• **Task objective**: Output nothing but the lines from the one with "Emit a component" through the one with "import React from", including both. Leave the pictures out of the copy.

• **Given data**:

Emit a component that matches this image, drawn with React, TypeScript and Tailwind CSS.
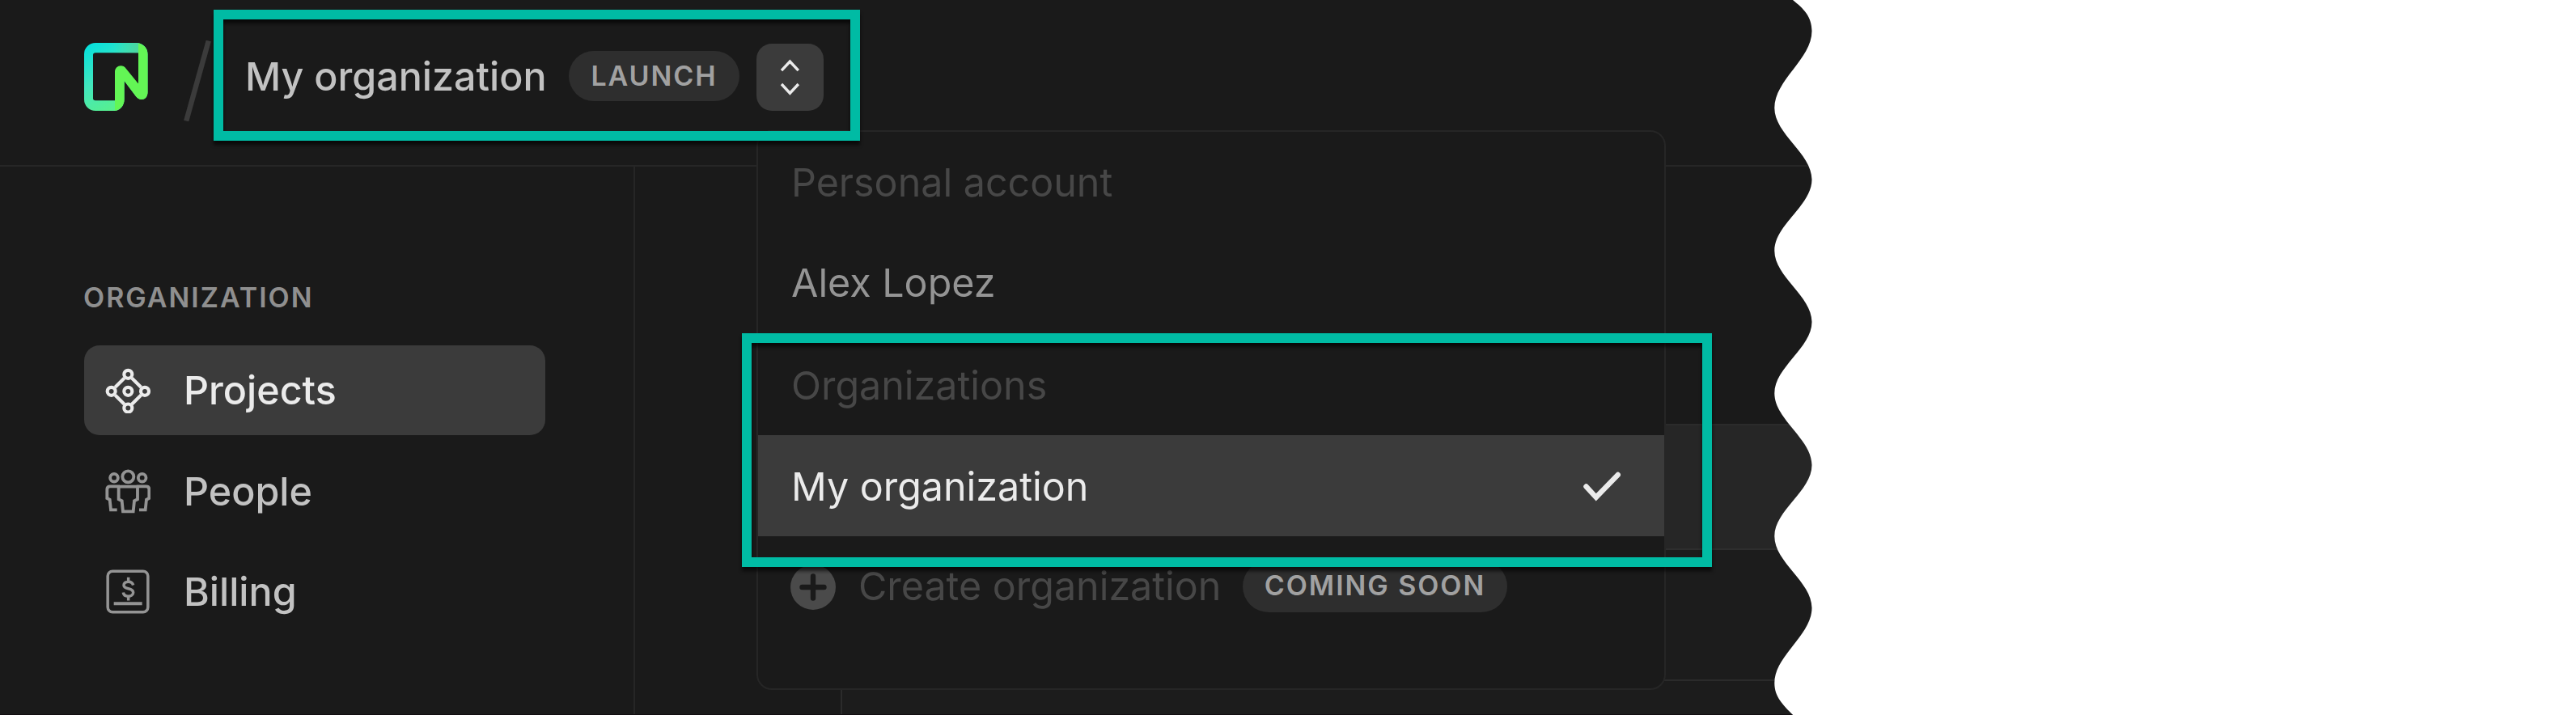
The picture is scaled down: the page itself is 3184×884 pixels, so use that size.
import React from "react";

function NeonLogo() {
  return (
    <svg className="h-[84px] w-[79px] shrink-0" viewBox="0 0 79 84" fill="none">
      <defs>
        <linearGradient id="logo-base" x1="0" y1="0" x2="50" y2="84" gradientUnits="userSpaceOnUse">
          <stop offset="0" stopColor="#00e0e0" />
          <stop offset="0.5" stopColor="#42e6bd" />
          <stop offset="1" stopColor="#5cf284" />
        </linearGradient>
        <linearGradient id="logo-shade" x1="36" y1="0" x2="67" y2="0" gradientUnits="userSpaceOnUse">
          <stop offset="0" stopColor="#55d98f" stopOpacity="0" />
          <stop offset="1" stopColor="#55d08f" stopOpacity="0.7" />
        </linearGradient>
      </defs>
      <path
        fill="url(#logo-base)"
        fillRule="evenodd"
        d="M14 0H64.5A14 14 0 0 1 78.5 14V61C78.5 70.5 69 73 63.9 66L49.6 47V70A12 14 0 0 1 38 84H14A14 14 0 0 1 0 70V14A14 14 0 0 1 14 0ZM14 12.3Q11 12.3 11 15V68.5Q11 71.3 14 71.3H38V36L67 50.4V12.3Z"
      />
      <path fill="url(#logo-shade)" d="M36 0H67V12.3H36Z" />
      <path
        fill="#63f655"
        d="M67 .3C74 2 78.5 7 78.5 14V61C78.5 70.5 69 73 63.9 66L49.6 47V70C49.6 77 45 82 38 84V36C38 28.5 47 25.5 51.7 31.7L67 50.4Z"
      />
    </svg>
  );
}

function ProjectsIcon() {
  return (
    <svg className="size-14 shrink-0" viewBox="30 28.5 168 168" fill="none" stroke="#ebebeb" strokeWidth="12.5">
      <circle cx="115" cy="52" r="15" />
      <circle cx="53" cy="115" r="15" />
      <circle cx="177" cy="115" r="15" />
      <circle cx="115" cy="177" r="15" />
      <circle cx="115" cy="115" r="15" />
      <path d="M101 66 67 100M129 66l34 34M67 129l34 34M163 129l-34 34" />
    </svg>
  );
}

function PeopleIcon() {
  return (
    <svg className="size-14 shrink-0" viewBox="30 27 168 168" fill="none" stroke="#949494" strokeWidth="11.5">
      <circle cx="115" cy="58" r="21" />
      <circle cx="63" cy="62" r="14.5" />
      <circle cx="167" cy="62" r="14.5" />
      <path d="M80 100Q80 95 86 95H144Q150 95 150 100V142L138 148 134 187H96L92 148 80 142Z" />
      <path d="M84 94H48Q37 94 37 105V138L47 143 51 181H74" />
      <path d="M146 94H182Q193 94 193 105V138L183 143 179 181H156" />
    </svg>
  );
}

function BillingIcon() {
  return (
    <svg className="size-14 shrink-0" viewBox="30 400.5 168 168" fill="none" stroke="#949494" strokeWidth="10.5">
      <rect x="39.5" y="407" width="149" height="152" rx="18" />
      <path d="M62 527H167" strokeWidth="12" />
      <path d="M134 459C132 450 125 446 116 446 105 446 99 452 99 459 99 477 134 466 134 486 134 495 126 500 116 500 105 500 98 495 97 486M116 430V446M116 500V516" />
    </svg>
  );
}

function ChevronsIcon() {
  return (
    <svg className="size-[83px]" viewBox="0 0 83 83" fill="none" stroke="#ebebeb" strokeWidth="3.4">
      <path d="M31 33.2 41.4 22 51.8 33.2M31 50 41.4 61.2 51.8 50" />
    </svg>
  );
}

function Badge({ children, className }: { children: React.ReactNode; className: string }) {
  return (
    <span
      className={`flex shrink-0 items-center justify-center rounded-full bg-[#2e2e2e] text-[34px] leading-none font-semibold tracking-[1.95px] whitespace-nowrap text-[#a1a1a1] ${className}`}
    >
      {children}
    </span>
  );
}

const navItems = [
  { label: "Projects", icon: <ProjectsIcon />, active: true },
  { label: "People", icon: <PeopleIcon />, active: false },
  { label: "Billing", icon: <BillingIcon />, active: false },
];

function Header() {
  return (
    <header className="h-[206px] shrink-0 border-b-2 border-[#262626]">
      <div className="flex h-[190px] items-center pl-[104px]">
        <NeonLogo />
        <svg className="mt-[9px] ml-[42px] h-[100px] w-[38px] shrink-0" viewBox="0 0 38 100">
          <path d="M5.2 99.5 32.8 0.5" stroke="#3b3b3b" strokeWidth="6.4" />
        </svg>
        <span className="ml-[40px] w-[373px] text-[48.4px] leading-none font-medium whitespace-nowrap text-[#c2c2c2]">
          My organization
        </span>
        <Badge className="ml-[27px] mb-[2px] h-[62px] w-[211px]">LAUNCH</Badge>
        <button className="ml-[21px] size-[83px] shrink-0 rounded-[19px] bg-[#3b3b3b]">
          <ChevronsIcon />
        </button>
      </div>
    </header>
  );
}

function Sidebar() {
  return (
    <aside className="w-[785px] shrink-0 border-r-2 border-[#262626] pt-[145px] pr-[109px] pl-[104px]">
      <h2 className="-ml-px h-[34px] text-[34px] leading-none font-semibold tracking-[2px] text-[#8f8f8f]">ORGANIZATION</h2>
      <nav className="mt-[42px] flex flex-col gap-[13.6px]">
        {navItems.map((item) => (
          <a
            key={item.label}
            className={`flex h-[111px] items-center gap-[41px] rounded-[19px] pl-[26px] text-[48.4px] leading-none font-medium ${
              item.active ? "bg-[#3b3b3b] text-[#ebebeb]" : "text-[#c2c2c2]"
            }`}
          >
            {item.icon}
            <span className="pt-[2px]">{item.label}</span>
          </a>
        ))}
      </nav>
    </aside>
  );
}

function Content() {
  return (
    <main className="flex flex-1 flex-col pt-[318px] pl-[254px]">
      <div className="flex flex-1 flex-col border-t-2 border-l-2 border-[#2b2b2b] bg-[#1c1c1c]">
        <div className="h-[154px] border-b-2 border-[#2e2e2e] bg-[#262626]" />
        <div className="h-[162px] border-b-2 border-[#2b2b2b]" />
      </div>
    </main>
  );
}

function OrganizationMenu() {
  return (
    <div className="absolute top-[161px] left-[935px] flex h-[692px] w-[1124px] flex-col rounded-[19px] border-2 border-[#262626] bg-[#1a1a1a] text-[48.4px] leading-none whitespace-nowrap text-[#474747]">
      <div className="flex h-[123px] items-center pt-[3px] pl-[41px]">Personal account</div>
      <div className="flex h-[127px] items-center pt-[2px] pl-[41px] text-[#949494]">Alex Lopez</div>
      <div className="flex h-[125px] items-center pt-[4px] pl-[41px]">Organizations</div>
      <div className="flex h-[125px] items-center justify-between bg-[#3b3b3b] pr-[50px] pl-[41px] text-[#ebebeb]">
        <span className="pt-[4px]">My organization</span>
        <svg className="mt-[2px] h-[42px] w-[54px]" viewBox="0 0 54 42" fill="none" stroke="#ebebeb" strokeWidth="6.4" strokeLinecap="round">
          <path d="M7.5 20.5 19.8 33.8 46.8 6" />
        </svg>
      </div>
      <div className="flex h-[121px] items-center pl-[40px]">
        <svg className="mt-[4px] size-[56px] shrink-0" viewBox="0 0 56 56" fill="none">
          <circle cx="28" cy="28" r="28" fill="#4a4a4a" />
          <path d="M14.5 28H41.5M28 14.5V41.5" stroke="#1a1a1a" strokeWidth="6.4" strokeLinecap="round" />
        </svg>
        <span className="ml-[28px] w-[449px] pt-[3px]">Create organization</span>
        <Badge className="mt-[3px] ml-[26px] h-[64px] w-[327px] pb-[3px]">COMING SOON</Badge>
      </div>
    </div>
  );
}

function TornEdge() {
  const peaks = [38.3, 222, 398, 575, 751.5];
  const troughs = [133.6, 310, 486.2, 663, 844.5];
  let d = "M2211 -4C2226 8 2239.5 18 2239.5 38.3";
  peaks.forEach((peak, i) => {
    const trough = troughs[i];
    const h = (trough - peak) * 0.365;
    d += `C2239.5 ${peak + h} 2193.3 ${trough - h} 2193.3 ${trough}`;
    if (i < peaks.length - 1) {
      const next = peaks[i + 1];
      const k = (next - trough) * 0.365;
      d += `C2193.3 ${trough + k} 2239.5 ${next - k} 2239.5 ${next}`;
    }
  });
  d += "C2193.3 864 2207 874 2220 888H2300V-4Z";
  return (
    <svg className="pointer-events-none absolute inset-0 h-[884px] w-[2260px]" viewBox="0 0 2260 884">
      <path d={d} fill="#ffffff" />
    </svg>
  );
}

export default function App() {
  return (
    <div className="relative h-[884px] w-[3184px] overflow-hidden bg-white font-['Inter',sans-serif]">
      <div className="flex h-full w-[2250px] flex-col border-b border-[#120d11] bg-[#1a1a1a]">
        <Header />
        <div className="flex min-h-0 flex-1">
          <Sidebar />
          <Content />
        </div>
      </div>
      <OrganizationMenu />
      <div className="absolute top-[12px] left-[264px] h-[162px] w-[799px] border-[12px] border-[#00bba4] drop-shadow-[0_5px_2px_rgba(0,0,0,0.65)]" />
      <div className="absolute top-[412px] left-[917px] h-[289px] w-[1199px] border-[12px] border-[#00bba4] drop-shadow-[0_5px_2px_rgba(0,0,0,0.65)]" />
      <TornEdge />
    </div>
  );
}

---

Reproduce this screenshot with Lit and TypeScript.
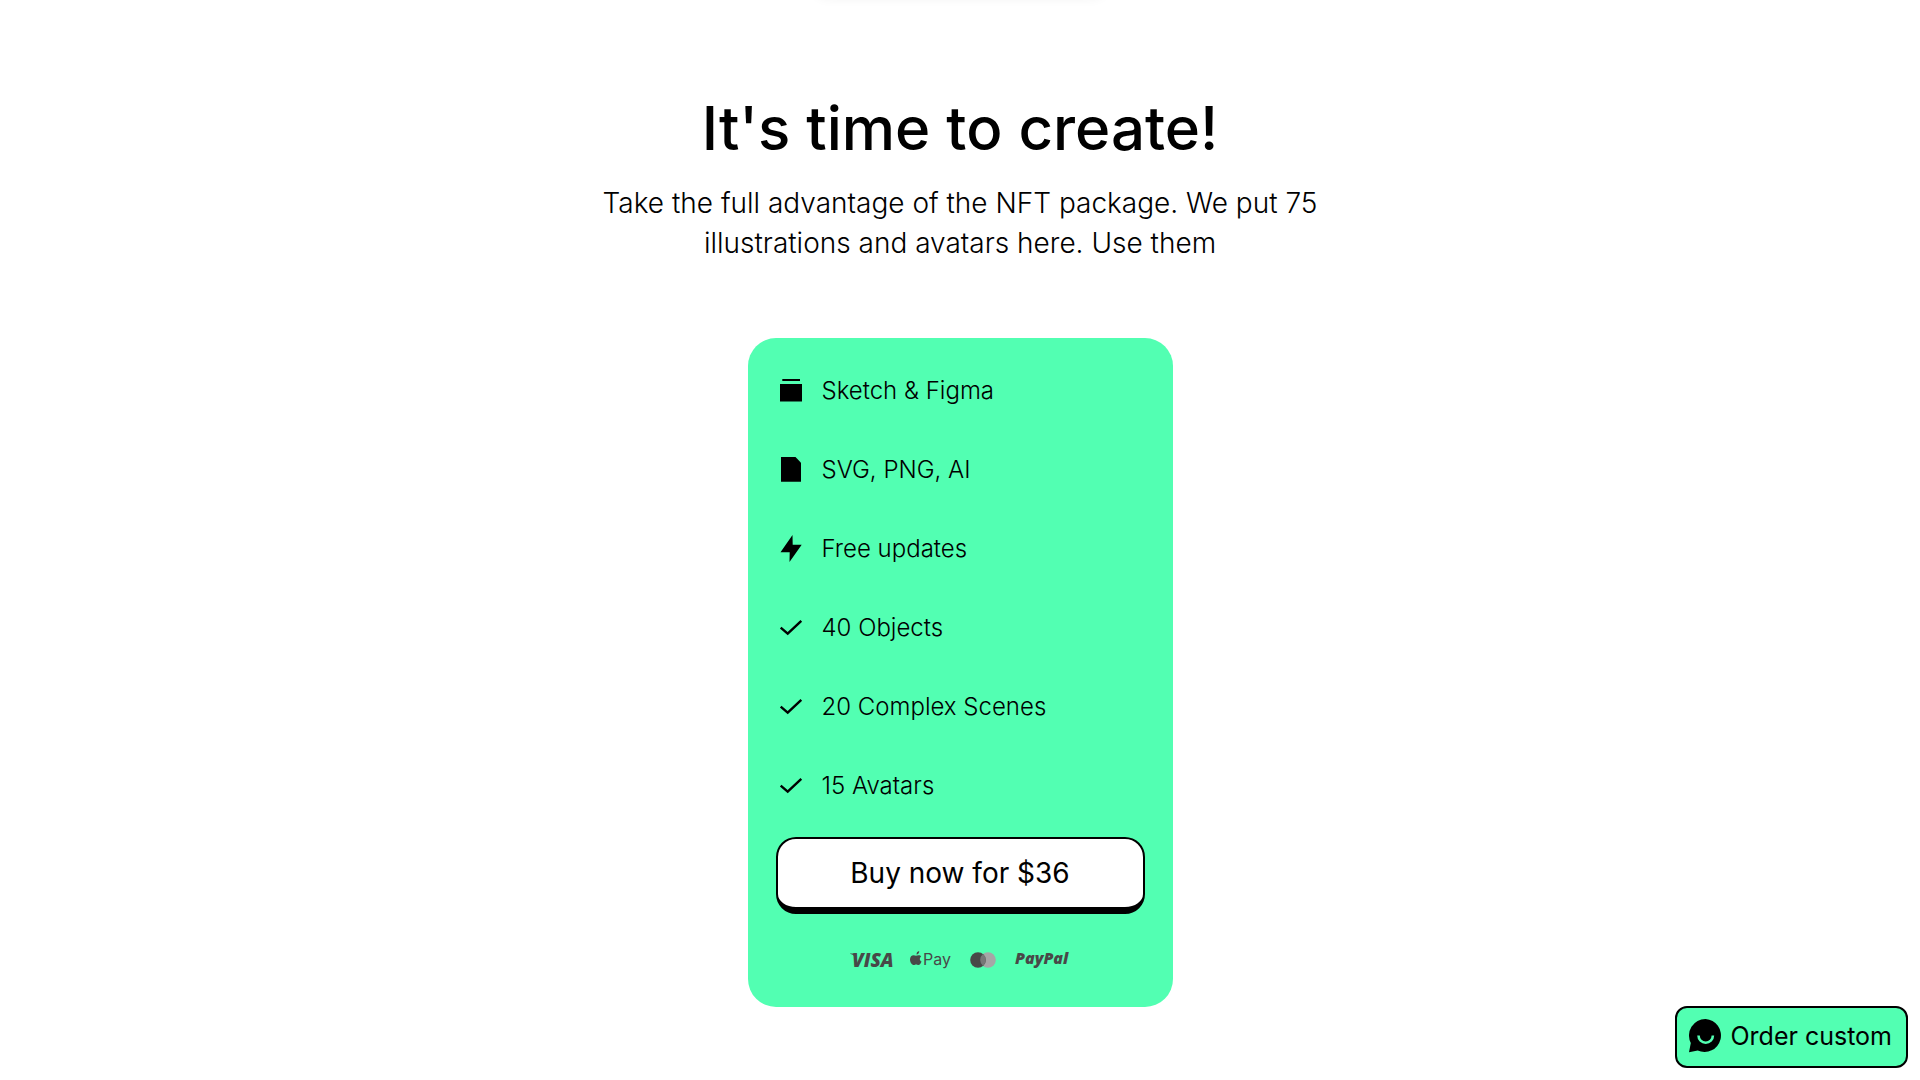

--

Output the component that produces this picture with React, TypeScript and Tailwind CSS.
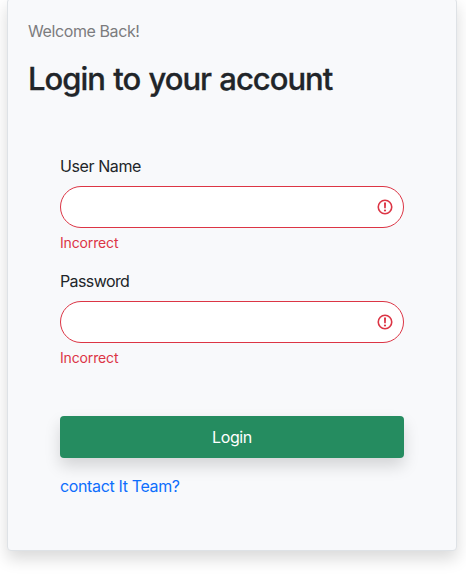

• **Exercise result**:
Emit a component that matches this image, drawn with React, TypeScript and Tailwind CSS.
The picture is scaled down: the page itself is 3184×884 pixels, so use that size.
import React from "react";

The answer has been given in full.